New Name, Same Great Pizza: Brockway Pizzeria Ditches Franchise


BROCKWAY, Pa. (EYT) – Franchises give customers reliable menus and a specific taste profile while giving operators instant brand recognition. What it does not give owners or customers, however, is personality. That is why a franchise location in Brockway decided to go solo.

(Photo: The front of the renamed Glasstown Pizzeria on Fifth Avenue in Brockway.)

Dave Burley decided to take his pizza shop in a new direction. He had been a part of a franchise since opening back in the 1980s but thought that it was time to ditch the franchise and strike out on his own. He renamed his shop Glasstown Pizzeria.

“I like having freedom,” Burley explained. “We were told we had to be like the other franchise locations.
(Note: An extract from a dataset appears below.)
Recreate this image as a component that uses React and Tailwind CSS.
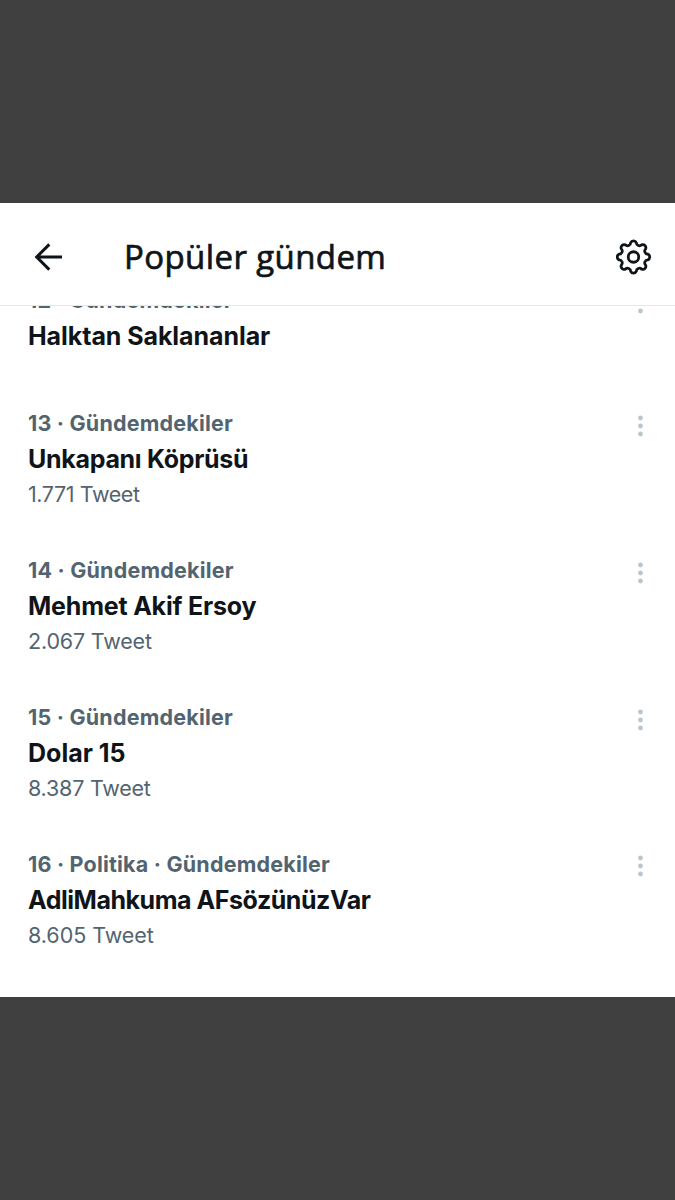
import React from 'react';

const trends = [
  { rank: '12 · Gündemdekiler', name: 'Halktan Saklananlar', nameTracking: 'tracking-[-0.07px]' },
  { rank: '13 · Gündemdekiler', name: 'Unkapanı Köprüsü', count: '1.771 Tweet', nameTracking: 'tracking-[-0.3px]', countTracking: 'tracking-[-0.4px]' },
  { rank: '14 · Gündemdekiler', name: 'Mehmet Akif Ersoy', count: '2.067 Tweet', nameTracking: 'tracking-[-0.2px]', countTracking: 'tracking-[-0.18px]' },
  { rank: '15 · Gündemdekiler', name: 'Dolar 15', count: '8.387 Tweet', nameTracking: 'tracking-[0px]', countTracking: 'tracking-[-0.22px]' },
  { rank: '16 · Politika · Gündemdekiler', name: 'AdliMahkuma AFsözünüzVar', count: '8.605 Tweet', nameTracking: 'tracking-[-0.46px]', countTracking: 'tracking-[-0.05px]' },
];

const BackIcon = () => (
  <svg className="w-7 h-7 shrink-0" viewBox="0 0 28 28" fill="none" stroke="#0f1419" strokeWidth="3">
    <path d="M15.3 1.4 2.7 14l12.6 12.6M2.7 14H28" />
  </svg>
);

const GearIcon = () => (
  <svg className="w-9 h-9 shrink-0" viewBox="-17 -17.5 35 35" fill="none" stroke="#0f1419" strokeWidth="2.7">
    <path
      strokeLinejoin="round"
      d="M13.93-2.77A3 3 0 0 1 13.93 2.77A3 3 0 0 0 11.81 7.89A3 3 0 0 1 7.89 11.81A3 3 0 0 0 2.77 13.93A3 3 0 0 1-2.77 13.93A3 3 0 0 0-7.89 11.81A3 3 0 0 1-11.81 7.89A3 3 0 0 0-13.93 2.77A3 3 0 0 1-13.93-2.77A3 3 0 0 0-11.81-7.89A3 3 0 0 1-7.89-11.81A3 3 0 0 0-2.77-13.93A3 3 0 0 1 2.77-13.93A3 3 0 0 0 7.89-11.81A3 3 0 0 1 11.81-7.89A3 3 0 0 0 13.93-2.77Z"
    />
    <circle r="5.1" />
  </svg>
);

const MoreIcon = () => (
  <svg className="w-[6px] h-[22px] shrink-0 mt-[6.5px]" viewBox="0 0 6 22" fill="#b9c6cd">
    <circle cx="3.5" cy="3" r="2.4" />
    <circle cx="3.5" cy="11" r="2.4" />
    <circle cx="3.5" cy="19" r="2.4" />
  </svg>
);

const Trend = ({ trend }) => (
  <li className="flex justify-between items-start pl-[28px] pr-[32px]">
    <div className="whitespace-nowrap">
      <p className="text-[21.5px] leading-[30px] font-bold text-[#536471] tracking-[0.2px]">{trend.rank}</p>
      <h2 className={`text-[25px] leading-[42px] font-bold text-[#0f1419] ${trend.nameTracking}`}>{trend.name}</h2>
      {trend.count ? (
        <p className={`text-[21.5px] leading-[29px] text-[#536471] ${trend.countTracking}`}>{trend.count}</p>
      ) : (
        <div className="h-[5.7px]" />
      )}
    </div>
    <MoreIcon />
  </li>
);

const App = () => {
  return (
    <div className="h-[1200px] w-[675px] bg-[#404040] pt-[203px] overflow-hidden font-['Inter',sans-serif]">
      <main className="h-[794px] bg-white flex flex-col">
        <header className="h-[103px] shrink-0 flex items-center border-b border-[#e3e9ec] pl-[34px] pr-[23px] pt-[6px]">
          <BackIcon />
          <h1 className="ml-[62px] grow text-[33px] leading-[46px] font-normal tracking-[0.4px] text-[#0f1419] font-['Open_Sans',sans-serif] [-webkit-text-stroke:0.7px_#0f1419]">
            Popüler gündem
          </h1>
          <GearIcon />
        </header>
        <div className="grow overflow-hidden">
          <ul className="-mt-[21px] flex flex-col gap-[45.8px]">
            {trends.map((trend) => (
              <Trend key={trend.name} trend={trend} />
            ))}
          </ul>
        </div>
      </main>
    </div>
  );
};

export default App;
We wanted to be able to continue to offer quality. We make our own pasta to order, nice gourmet burgers and even the sandwiches we make are different. Right now, we added the Texas Twister – a jalapeño-cheese hot dog wrapped in two slices of bacon, deep fried with our own homemade sauce. If we continued to be a franchise, we would not be able to do these things.”

Going from franchise to independent had a lot of legal hoops to jump through. They had to eliminate anything that looked like the old franchise – signs, menus, names of certain food items, and the old phone number. Burley cannot even say what franchise he was a part of.

The phone number created a headache on the transition day.

“We went from one day being one thing, were off for the Fourth, and then reopened as Glasstown,” Burley said. “But the phone number, it was supposed to be changed at 7 p.m. but the phone company changed it at 11:30 a.m. I was almost in tears. We couldn’t advertise anything until the Fourth, but my regulars came in and the place was packed. They said the number was wrong and they spread the word. The phones were ringing off the hook that night.”

Burley said that the community is one of the big benefits of being in Brockway.

“I did not want to go backward with the franchise,” Burley said. “It was an easy decision for me. The community was behind it. They said they don’t come in here because of what the sign says. As for the name, it was an obvious choice. We’re a glass town here. The factory is a major employer here. I wanted to incorporate something from the town. The town has been good to us.”

Residents are donating old Brockway Glass bottles for Burley to put up in the pizzeria. He has to get more shelves to display them all. He is also working with the historical society to get pictures of Brockway from the past. His new symbol grew out of the community’s glass past and a pizza magazine.

“In a magazine, I saw a picture of a pizzeria in New England that had a pizza with a lighthouse going up through it,” he said. “I thought, ‘Why not have a glass bottle going up through the pizza?’ I knew a green bottle on the pizza would be our logo.”

Burley did a quick sketch of his design and took it to Xtreme Wear, who refined it when printing up his shirts. Then, he gave the image to Gresak Signs to put up the new sign on the side of the building. He already had a long relationship with them as they had put his old franchise signs up. He also had CW Graphics come up with some banners and yard signs. Gresak had to work on the Fourth of July because the franchise said all related insignia had to be gone by the following day.

This may seem like a lot of changes in a short period of time, but Burley said that change was common under the franchise system. These changes are ones he got to choose for himself.

“The pizza’s changed in the franchise many times in the past 30 years,” he said. “Here, we’re using fresh, quality ingredients. We use a red onion instead of a cheap onion. We use fresh mushrooms. A lot of the old favorites are there – and we’re adding some new items. Flatbreads are still there. We have great chicken and steak salads. All the pastas are still there and we hope to add more. Our burgers are second-to-none. We use certified Angus burgers on a brioche bun. We’ve made some changes. Customers aren’t going to miss anything. We still have our fresh, jumbo wings deep-fried to nice and crispy with all our flavors. And our pizza is delicious.”

Cost-saving may have driven other changes, but Burley chooses to make changes based on quality.

“I pay more for better quality meats and cheeses because I believe that quality brings people back,” he said. “I’m constantly looking for better-quality ingredients. For my pizza, we are using a really nice California sauce. The cheese I’m using is a top-of-the-line mozzarella/provolone blend. That’s one of the things that sets us apart: I always go for the quality. If I can’t do it right, I don’t do it.”

In the end, Burley is confident that the community will respond positively to the changes he made. In fact, he has not seen a drop in sales.

“It’s been busy,” he said. “You’ll have that initial bump up because people think you’re a different place because you changed your name. But the community is supporting us. The town is great. If you’re making good food, they’ll come to you. The old franchise may open another corporate pizza store, but I’m not worried. I know the pizza business. This town is only so big, and people will continue to go to our local pizza places. They want to be loyal to family-owned places and not corporate places.”

The side of the renamed Glasstown Pizzeria on Fifth Avenue in Brockway.